Le fait de partager ces expériences crée un profond sentiment d’autonomisation et d’appartenance, qui nous fait nous sentir vraiment compris et inclus. Je me suis vite rendu compte qu’il ne s’agissait pas seulement de culture, mais aussi d’intersectionnalité, de féminisme, d’homosexualité et de classe sociale. Nous envisageons des avenirs où nos cultures ne sont pas seulement libérées de diverses contraintes, mais aussi des éléments que nous choisissons consciemment de laisser derrière nous – comme le patriarcat, l’homophobie ou l’exclusion.
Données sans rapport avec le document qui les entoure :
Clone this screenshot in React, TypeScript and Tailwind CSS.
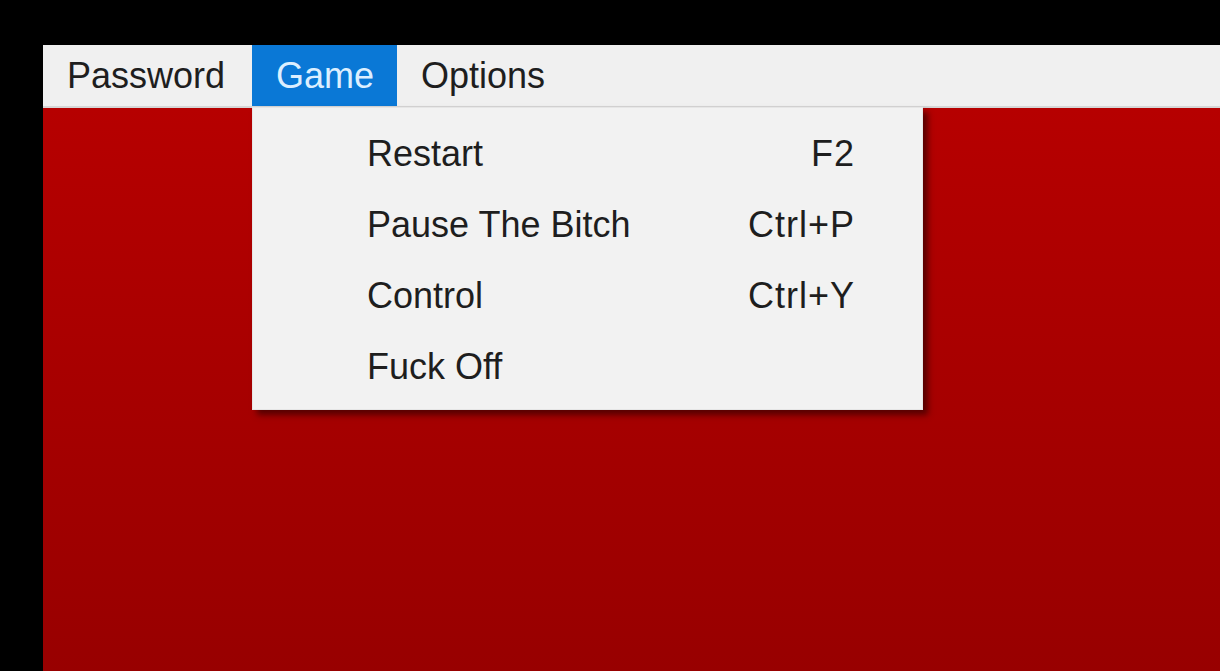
const MENUS = [
  { label: "Password", w: "w-[209px]" },
  { label: "Game", w: "w-[145px]" },
  { label: "Options", w: "w-[183px]" },
];

const ITEMS: { label: string; shortcut?: string }[] = [
  { label: "Restart", shortcut: "F2" },
  { label: "Pause The Bitch", shortcut: "Ctrl+P" },
  { label: "Control", shortcut: "Ctrl+Y" },
  { label: "Fuck Off" },
];

export default function App() {
  return (
    <div
      className="h-[671px] w-[1220px] overflow-hidden bg-black pl-[43px] pt-[45px] text-[36px] leading-none"
      style={{ fontFamily: '"Liberation Sans", Arial, sans-serif' }}
    >
      <div className="relative flex h-full flex-col">
        {/* menu bar */}
        <div className="flex h-[63px] shrink-0 border-b-2 border-[#d6d6d6] bg-[#f0f0f0]">
          {MENUS.map((m) =>
            m.label === "Game" ? (
              <div key={m.label} className={`${m.w} flex items-center bg-[#0a78d6] pl-[24px] text-[#dcefff]`}>
                {m.label}
              </div>
            ) : (
              <div key={m.label} className={`${m.w} flex items-center pl-[24px] text-[#1e1e1e]`}>
                {m.label}
              </div>
            )
          )}
        </div>

        {/* client area */}
        <div className="flex-1 bg-gradient-to-b from-[#b60000] to-[#980000]" />

        {/* open dropdown */}
        <div className="absolute left-[209px] top-[62px] flex h-[303px] w-[671px] flex-col border border-[#e6e6e6] bg-[#f2f2f2] pb-[7px] pl-[114px] pr-[67px] pt-[10px] text-[#1e1e1e] shadow-[5px_5px_6px_rgba(60,0,0,0.75)]">
          {ITEMS.map((it) => (
            <div key={it.label} className="flex h-[71.5px] items-center justify-between">
              <span>{it.label}</span>
              {it.shortcut && <span className="tracking-[1px]">{it.shortcut}</span>}
            </div>
          ))}
        </div>
      </div>
    </div>
  );
}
Nous avons le pouvoir de créer n’importe quoi : d’inventer des langues et des littératures qui ne sont liées à aucun discours rigide, intellectuel ou institutionnalisé.

Si nous sommes issus de la classe ouvrière, nous pouvons adopter un langage simple et accessible dans la littérature. Il s’agit de reconnaître les nuances de nos expériences et de façonner un avenir qui honore ce que nous apprécions et de réinventer nos cultures, nos mythologies, nos religions, nos traditions pour nous assurer que nous les apportons à l’avenir tout en les rendant inclusives et bienveillantes.

WH : Vous préconisez d’encourager l’imagination décoloniale à travers l’art, les histoires et l’engagement expérientiel. Comment l’art et la culture peuvent-ils remettre en question et remodeler les récits relatifs aux technologies de l’IA ?

DR : L’art et la culture ont la capacité de remettre en question et de remodeler les technologies en servant de forme de résistance et de revendication. Dans nos ateliers, nous visons à créer des environnements où les voix marginalisées peuvent se réapproprier leurs récits. Par le biais de petits exercices d’imagination, nous explorons la manière dont l’IA pourrait être considérée non pas comme un système fixe, mais comme une forme de construction d’un monde où différents éléments interagissent. Cela peut être désordonné, non conventionnel et parfois même dysfonctionnel, ce qui est exactement ce que nous visons – fournir un antidote à la logique d’optimisation et aux déséquilibres de pouvoir que les technologies de l’IA perpétuent souvent.